Before cars became popular, most roads were dirt tracks. When it rained, automobiles sometimes sank to their hubcaps in mud. Motorists often had to wait days for mud to dry before they could move on. The Federal Highway Act of 1916 encouraged states to create highway departments to address this problem. Congress passed another highway act in 1921 to support road building.

As highways crept across the continent, new businesses took root beside them. Gas stations, diners, campgrounds, and motels sprang up to serve the needs of the car traveler. Advertising billboards became common sights on roadsides. At the same time, death tolls from accidents rose. The number of people killed in automobile accidents each year increased from fewer than 5,000 before the 1920s to more than 30,000 by the 1930s. Historian Frederick Lewis Allen noted yet another change brought about by the car:

The automobile age brought a parking problem that was forever being solved and then unsolving itself again. During the early nineteen-twenties the commuters who left their cars at the suburban railway stations at first parked them at the edge of the station drive; then they needed a special parking lot, and pretty soon an extended parking lot, and in due course, a still bigger one—and the larger the lot grew, the more people wanted to use it.

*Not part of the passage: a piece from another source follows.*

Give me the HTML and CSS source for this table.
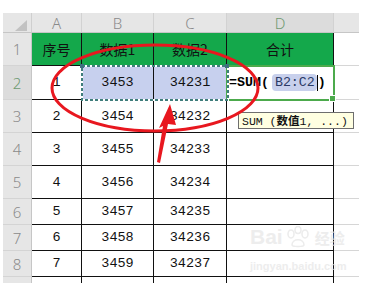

—Frederick Lewis Allen, The Big Change, 1952

4. Mass Media Shape American Popular Culture

Adoring fans worshipped movie star Rudolph Valentino as the "Great Lover." When he died suddenly at the age of 31, more than 100,000 people lined New York City streets to witness his funeral. It was an astonishing send-off for an Italian immigrant who had come to New York as a teenager in 1913. It was also a sign that Valentino had become an important part of his adopted country's popular culture. Popular culture is the culture of ordinary people and includes their music, art, literature, and entertainment. Popular culture is shaped by industries that spread information and ideas, especially the mass media.